The thoughts and opinions expressed are those of the writer and not Gamasutra or its parent company.

 

Somewhere along the way, I picked up this habit of where I go through each file I'm about to check-in and diff it with the current repository version. In theory, this isn't really necessary - since I've synced to the latest version and tested the build, the files should be good to commit. Practically speaking though, reviewing the diffs is good for a number of reasons.

First, it makes me mentally run through all of the work I did to get to this point. At very least, this helps me write a useful check-in comment. Very often, it also reminds me of something I meant to go back and finish or fix before committing. Typey fingers represent coding!This avoids embarrassing check-ins, so the rest of the team nevers sees those horrifying hacks I used "just the get things going". 

Perhaps more importantly though, looking over the changes I'm about to apply to the repository makes me think about how applicable these changes are to the rest of the team.  Many times, I've caught config options or hard-coded "test" values that only make sense for me on my computer, and would break the game for someone else. This kind of stuff doesn't show up when running tests locally.
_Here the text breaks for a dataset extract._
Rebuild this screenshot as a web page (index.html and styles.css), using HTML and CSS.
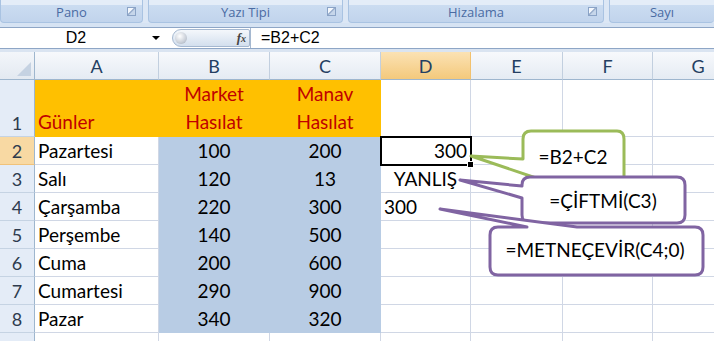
FILE: index.html
```html
<!DOCTYPE html>
<html lang="tr">
<head>
    <meta charset="UTF-8">
    <title>Excel - Formüller</title>
    <link rel="stylesheet" href="styles.css">
</head>
<body>
    <div class="ribbon">
        <div class="group pano"><span class="group-label">Pano</span><span class="launcher"></span></div>
        <div class="group font"><span class="group-label">Yazı Tipi</span><span class="launcher"></span></div>
        <div class="group align"><span class="group-label">Hizalama</span><span class="launcher"></span></div>
        <div class="group number"><span class="group-label">Sayı</span></div>
    </div>
    <div class="ribbon-foot"></div>

    <div class="formula-bar">
        <div class="name-box">
            <span class="name">D2</span>
            <span class="drop"></span>
        </div>
        <div class="fx-pill">
            <span class="knob"></span>
            <span class="fx">f<i>x</i></span>
        </div>
        <div class="formula">=B2+C2</div>
    </div>
    <div class="bar-gap"></div>

    <div class="sheet">
        <!-- column headers -->
        <div class="corner"></div>
        <div class="col-head">A</div>
        <div class="col-head">B</div>
        <div class="col-head">C</div>
        <div class="col-head active">D</div>
        <div class="col-head">E</div>
        <div class="col-head">F</div>
        <div class="col-head">G</div>

        <!-- row 1 -->
        <div class="row-head">1</div>
        <div class="cell orange red">Günler</div>
        <div class="cell orange red center">Market<br>Hasılat</div>
        <div class="cell orange red center">Manav<br>Hasılat</div>
        <div class="cell"></div>
        <div class="cell"></div>
        <div class="cell"></div>
        <div class="cell"></div>

        <!-- row 2 -->
        <div class="row-head active">2</div>
        <div class="cell">Pazartesi</div>
        <div class="cell blue center">100</div>
        <div class="cell blue center">200</div>
        <div class="cell right selected">300</div>
        <div class="cell"></div>
        <div class="cell"></div>
        <div class="cell"></div>

        <!-- row 3 -->
        <div class="row-head">3</div>
        <div class="cell">Salı</div>
        <div class="cell blue center">120</div>
        <div class="cell blue center">13</div>
        <div class="cell center">YANLIŞ</div>
        <div class="cell"></div>
        <div class="cell"></div>
        <div class="cell"></div>

        <!-- row 4 -->
        <div class="row-head">4</div>
        <div class="cell">Çarşamba</div>
        <div class="cell blue center">220</div>
        <div class="cell blue center">300</div>
        <div class="cell">300</div>
        <div class="cell"></div>
        <div class="cell"></div>
        <div class="cell"></div>

        <!-- row 5 -->
        <div class="row-head">5</div>
        <div class="cell">Perşembe</div>
        <div class="cell blue center">140</div>
        <div class="cell blue center">500</div>
        <div class="cell"></div>
        <div class="cell"></div>
        <div class="cell"></div>
        <div class="cell"></div>

        <!-- row 6 -->
        <div class="row-head">6</div>
        <div class="cell">Cuma</div>
        <div class="cell blue center">200</div>
        <div class="cell blue center">600</div>
        <div class="cell"></div>
        <div class="cell"></div>
        <div class="cell"></div>
        <div class="cell"></div>

        <!-- row 7 -->
        <div class="row-head">7</div>
        <div class="cell">Cumartesi</div>
        <div class="cell blue center">290</div>
        <div class="cell blue center">900</div>
        <div class="cell"></div>
        <div class="cell"></div>
        <div class="cell"></div>
        <div class="cell"></div>

        <!-- row 8 -->
        <div class="row-head">8</div>
        <div class="cell">Pazar</div>
        <div class="cell blue center">340</div>
        <div class="cell blue center">320</div>
        <div class="cell"></div>
        <div class="cell"></div>
        <div class="cell"></div>
        <div class="cell"></div>

        <!-- row 9, only its top edge shows -->
        <div class="row-head"></div>
        <div class="cell"></div>
        <div class="cell"></div>
        <div class="cell"></div>
        <div class="cell"></div>
        <div class="cell"></div>
        <div class="cell"></div>
        <div class="cell"></div>
    </div>

    <!-- callout shapes drawn over the sheet -->
    <svg class="callouts" width="714" height="341" viewBox="0 0 714 341">
        <path class="green" d="M531 131 H617 Q624 131 624 139 V176 Q624 183 617 183 H551 L471 156 L523 159 V139 Q523 131 531 131 Z"/>
        <text x="573" y="164">=B2+C2</text>

        <path class="purple" d="M530 177 H677 Q685 177 685 185 V215 Q685 223 677 223 H530 Q522 223 522 215 V198 L460 180 L522 186 V185 Q522 177 530 177 Z"/>
        <text x="603" y="208">=ÇİFTMİ(C3)</text>

        <path class="purple" d="M498 227 H527 L440 209 L577 227 H695 Q703 227 703 235 V267 Q703 275 695 275 H498 Q490 275 490 267 V235 Q490 227 498 227 Z"/>
        <text x="595" y="257">=METNEÇEVİR(C4;0)</text>
    </svg>
</body>
</html>
```

FILE: styles.css
```css
body {
    margin: 0;
    width: 714px;
    height: 341px;
    overflow: hidden;
    position: relative;
    background: #fff;
    font-family: Lato, "Liberation Sans", sans-serif;
}

/* ribbon group captions */
.ribbon {
    height: 23px;
    display: flex;
    gap: 5px;
    background: #dce7f5;
}

.group {
    position: relative;
    box-sizing: border-box;
    display: flex;
    justify-content: center;
    align-items: flex-end;
    background: linear-gradient(#e4edf8 0, #e4edf8 5px, #cbdcf1 5px, #c1d4ec 100%);
    border: 1px solid #a9c3e2;
    border-top: none;
    border-radius: 0 0 4px 4px;
    font-family: "Open Sans", "Noto Sans", sans-serif;
    font-size: 13px;
    color: #4a6ba3;
}

.group-label {
    line-height: 18px;
    padding-bottom: 1px;
}

.pano { width: 143px; }
.font { width: 195px; }
.align { width: 256px; }
.number { flex: 1; border-right: none; }

.launcher {
    position: absolute;
    right: 6px;
    bottom: 6px;
    width: 7px;
    height: 7px;
    border: 1px solid #8aa3c6;
    background: linear-gradient(135deg, #f3f7fc 40%, #7f98bd 45%, #c6d6ea 60%);
}

.ribbon-foot {
    height: 4px;
    background: #d6e3f3;
}

/* formula bar */
.formula-bar {
    height: 22px;
    box-sizing: border-box;
    display: flex;
    align-items: center;
    background: #fff;
    border-top: 1px solid #8ea6c6;
    border-bottom: 1px solid #8ea6c6;
    font-family: "Liberation Sans", Arial, sans-serif;
    font-size: 16px;
}

.name-box {
    width: 172px;
    display: flex;
    align-items: center;
}

.name {
    width: 152px;
    text-align: center;
}

.drop {
    width: 0;
    height: 0;
    border-left: 4px solid transparent;
    border-right: 4px solid transparent;
    border-top: 4px solid #000;
}

.fx-pill {
    width: 78px;
    height: 18px;
    box-sizing: border-box;
    display: flex;
    align-items: center;
    justify-content: space-between;
    padding: 0 3px 0 2px;
    border: 1px solid #a5b8d0;
    border-radius: 9px 2px 2px 9px;
    background: linear-gradient(#f4f7fb, #d3dfee);
}

.knob {
    width: 12px;
    height: 12px;
    border-radius: 50%;
    background: radial-gradient(circle at 40% 35%, #ffffff, #c9cfd8 60%, #9aa4b2);
}

.fx {
    font-family: "Liberation Serif", serif;
    font-style: italic;
    font-weight: bold;
    font-size: 13px;
    color: #444;
}

.fx i {
    font-size: 10px;
}

.formula {
    flex: 1;
    height: 100%;
    padding-left: 10px;
    border-left: 1px solid #a5b8d0;
    line-height: 20px;
}

.bar-gap {
    height: 3px;
    background: #dae4f1;
}

/* worksheet grid */
.sheet {
    display: grid;
    grid-template-columns: 35px 124px 111px 111px 90px 92px 90px 91px;
    grid-template-rows: 28px 57px repeat(8, 28px);
    width: 714px;
    overflow: hidden;
    font-size: 19px;
}

.sheet > div {
    box-sizing: border-box;
    border-right: 1px solid #d0d7e5;
    border-bottom: 1px solid #d0d7e5;
}

.corner {
    position: relative;
    background: linear-gradient(#f3f6fa, #e3e9f1);
    border-right-color: #9eb6ce !important;
    border-bottom-color: #9eb6ce !important;
}

.corner::after {
    content: "";
    position: absolute;
    right: 3px;
    bottom: 3px;
    border-left: 14px solid transparent;
    border-bottom: 14px solid #c5d2e2;
}

.col-head {
    display: flex;
    align-items: center;
    justify-content: center;
    background: linear-gradient(#f7f9fc, #e5ebf3);
    border-right-color: #c2cfdf !important;
    border-bottom-color: #9eb6ce !important;
    color: #243f62;
    font-size: 18px;
}

.col-head.active {
    background: linear-gradient(#fbe2b4, #f4c97c);
    border-right-color: #f2c16e !important;
}

.row-head {
    display: flex;
    align-items: flex-end;
    justify-content: center;
    line-height: 26px;
    background: #e4ecf7;
    border-right-color: #9eb6ce !important;
    border-bottom-color: #c5d3e3 !important;
    color: #2e3b4e;
    font-size: 18px;
}

.row-head.active {
    background: #f8d9a3;
    border-bottom-color: #f0c27a !important;
}

.cell {
    display: flex;
    flex-direction: column;
    justify-content: flex-end;
    padding: 0 3px;
    line-height: 26px;
    color: #000;
    white-space: nowrap;
}

.cell.center { text-align: center; }
.cell.right { text-align: right; }

.cell.orange {
    background: #ffc000;
    border-color: #ffc000;
    line-height: 28px;
}

.cell.red { color: #c00000; }

.cell.blue {
    background: #b8cce4;
    border-color: #b8cce4;
}

.cell.selected {
    position: relative;
    outline: 2px solid #000;
    outline-offset: -1px;
}

.cell.selected::after {
    content: "";
    position: absolute;
    right: -4px;
    bottom: -4px;
    width: 5px;
    height: 5px;
    background: #000;
    border: 1px solid #fff;
}

/* callouts */
.callouts {
    position: absolute;
    top: 0;
    left: 0;
}

.callouts path {
    fill: #fff;
    stroke-width: 3;
    stroke-linejoin: round;
}

.callouts .green { stroke: #9bbb59; }
.callouts .purple { stroke: #8064a2; }

.callouts text {
    font-family: Lato, "Liberation Sans", sans-serif;
    font-size: 19px;
    text-anchor: middle;
    fill: #000;
}
```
It's sort of like proactive bug fixing - instead of encountering a bug and trying to track down the source, I'm reviewing each change thinking, "how could this break something?"

I'd like to say that I developed this habit through a dedicated effort to improve software quality. In reality, I think it started because (a) I'm really forgetful when it comes to the code I've written, so can't remember what I just did that I'm trying to check-in, and (b) TortoiseSVN's commit dialogue makes it super easy to do. You just double click on a file in the change list, and it opens it up in your visual diff program of choice. Perforce does something similar (in P4V anyway) when you hit Ctrl-D.

It feels pedantic and even borderline neurotic every time I do it, but reviewing my diffs has definitely contributed to the quality of my code. It's worth a try, maybe as one of the easiest New Year's resolutions ever!